Make ‘My Brother’s Keeper’ unnecessary

On Feb. 27, President Barack Obama launched “My Brother’s Keeper” — a campaign to “build ladders of opportunity for boys and young men of color,” he said at the time.

The initiative has its share of supporters and detractors. This time, however, combatants are not just Democrats and Republicans, conservatives and liberals, CNN or Fox News. The faction cheering and jeering the loudest are African-Americans.

The fact African-Americans have opposing points of view about “My Brother’s Keeper” is a tremendous sign of growth. For too long, our community has been viewed homogeneously. There is even a well-known anecdote that makes fun of our so-called uniformity: “You know we all look alike.” Samuel L. Jackson was correct: We don’t all look alike.

“My Brother’s Keeper” has garnered evidence that, for us, this issue is no laughing matter. There is no consensus. All sides of the initiative present what they believe are facts to support their positions.

For some, the campaign is timely. For others, it’s too little, too late. Still for others, “My Brother’s Keeper” is historic, and for many, it’s inconsequential. Some say the campaign is disrespectful, while others deem it reverent. Every perspective is true.

German philosopher Friedrich Nietzsche may have articulated it best when he said: “You have your way. I have my way. As for the right way, the correct way and the only way, it does not exist.” His words are applicable to “My Brother’s Keeper.”

No presidential initiatives, laws or judicial decisions receive unanimous approval. African-American history is replete with examples of difficulty agreeing on major social and economic issues. There was discrepancy about whether to remain enslaved or revolt. There was the great debate between Booker T. Washington and W.E.B Dubois. And the conflicting strategies of Dr. Martin Luther King Jr. and Malcolm X.
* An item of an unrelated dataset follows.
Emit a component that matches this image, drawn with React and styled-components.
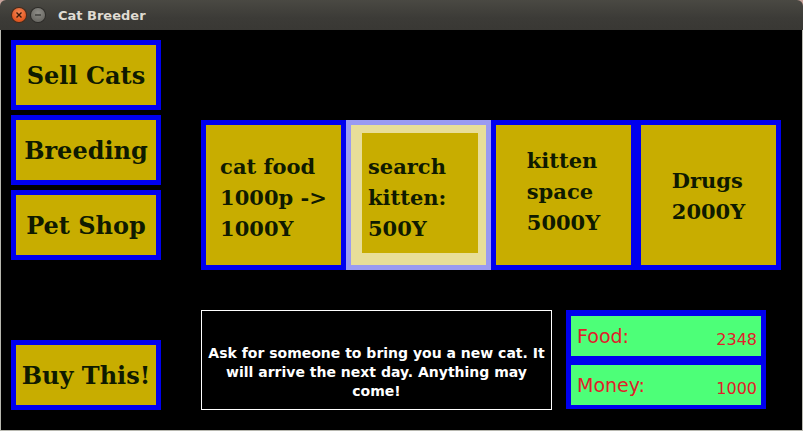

Rather than squabble about whose is the right, correct and/or only way, maybe we should do our part individually to make the “My Brother’s Keeper” campaign unnecessary. Instead of trying to validate personal intellectual, economic or social superiority, we should do what we can independently to make it passé.

Whether you are an advocate or adversary, we — individually and collectively — have the power and responsibility to care for, help, value and invest in the sons, brothers and future fathers of our community.

If both supporters and detractors give their unconditional, unremitting and altruistic best to build ladders of opportunity for boys and young men of color, those boys and young men who now have little to no opportunities may finally have ladders. Not only will that enable them to climb, but to ascend to unimaginable heights.

Nathanial A. Turner, a financial adviser and writer, lives in Indianapolis.